Duluth Public Library
Drawing of Alonzo J. Whiteman, ca. 1890s.
In Minnesota’s roster of heirs gone bad, Duluth’s Alonzo J. Whiteman ranks high. He followed a youth of wealth, privilege, and education with a young adulthood of dazzling attainment, then decades of crime.

During his career Whiteman achieved legendary renown as a forger and con man. He was written up in newspapers across the country (thirty articles in the New York Times alone), with errors and exaggerations creeping in such that fact and fiction remain difficult to disentangle.

He was born into wealth. Whiteman’s father, Reuben, owned a paper mill, the biggest employer in Dansville, New York, and thousands of acres of pine lands in northern Minnesota and Wisconsin. Alonzo graduated from Hamilton College in 1881, then did a year of law school at Columbia. In 1882 his father sent him to Duluth to look after business there.

At first he did well. After two years at Bell & Eyler’s Bank he set up his own real estate firm and, in the booming Duluth of the time, made money. In 1883 at age twenty-three he joined Duluth’s exclusive Kitchi Gammi Club (still operating as of 2022). He ran for the legislature in 1884 and lost, but at age twenty-six he was elected to the Minnesota state senate (its youngest member.) By 1888 he was reported to be one of the heaviest speculators in Duluth’s Board of Trade.

In 1890 Whiteman built a lakeside mansion at 2732 London Road. Also in 1890 he finished third in a three-way race for Congress, and his decline began. He gambled compulsively and lost. Lawsuits against him multiplied. He engaged in long litigation with his mother and sister over his father’s estate, which consisted of the Dansville paper mill and 13,000 acres of timber lands. At one point, he owed the estate more than $270,000.

By 1893 Whiteman had left Duluth (and his wife and son), deeply in debt, for a life of crime. The New York Times called his 1893 arrest in that city, for check forgery, “the end of a brilliant career,” but in fact it marked the beginning. Though Whiteman was a catastrophically bad gambler and businessman, he excelled at crime. As early as 1895 he had made a reputation as one of the most skillful forgers and con men in the country. He also earned a nickname—Jim the Penman— taken from a popular play by that name about a notorious forger. By one account, over the next twenty-five years he was arrested forty-seven times, tried seventeen times, and rarely spent a night behind bars.

Whiteman’s basic method was to visit a city (New York and Chicago were favorites), check into a hotel under an assumed name, open bank accounts using forged checks, draw on those checks, and then leave before the checks bounced. Whiteman was a smooth, persuasive talker, and carried himself like the rich man he pretended to be. As one Pinkerton detective wrote, “as a liar he is a phenomenon.” He had a knack for avoiding convictions in court, or getting convictions overturned. In 1902 Whiteman took a break from crime to set himself up as a Methodist preacher in and around Dansville; that career did not last long.

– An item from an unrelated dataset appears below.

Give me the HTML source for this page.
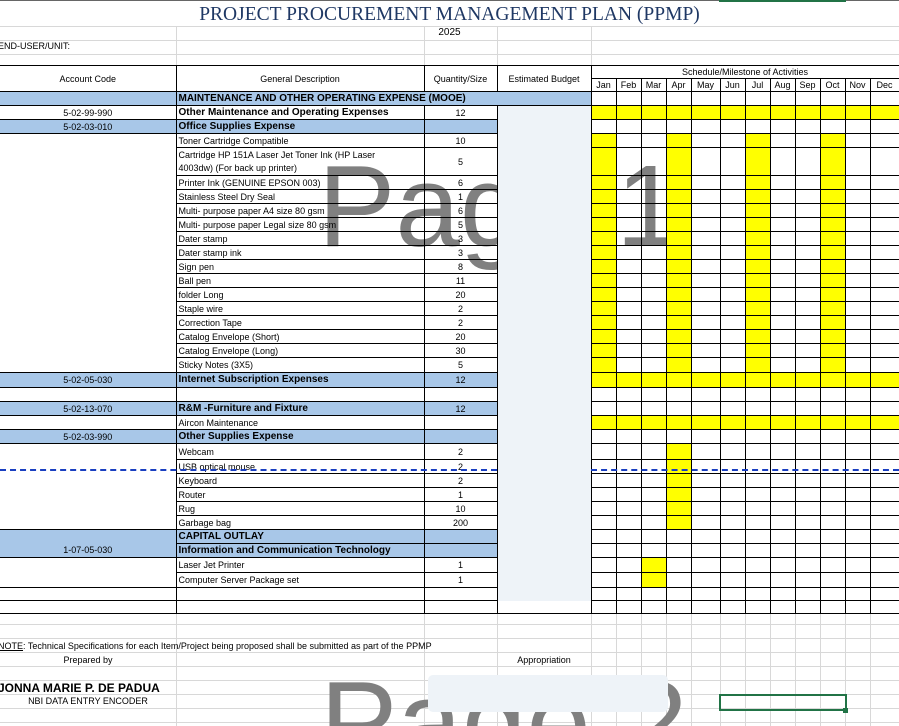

He is known to have pulled off swindles in New York, Chicago, Buffalo, Pittsburgh, Providence, and San Francisco, and was reported to have operated also in Nashville, Boston, Saratoga, London, Detroit, and Mexico City, even Tasmania. Estimates of Whiteman’s thefts range as high as $1 million, though this may be fanciful.

After a caper in Buffalo in 1904, Whiteman was arrested in St. Louis. Then, on the way to trial, he escaped from detectives through a train car window. Caught at last at his mother’s house, he endured eight years in New York prisons, part of that time in the State Hospital for Insane Convicts. His final arrest came in a southern Ohio hamlet, in 1916, for trying to sell stolen bonds. He spent two years in federal prison in Atlanta before finally going straight. Broke again, he lived briefly at the county almshouse near Dansville, then moved to Georgia, where he reportedly worked as a journalist, and died there in 1921. His place of burial is unknown.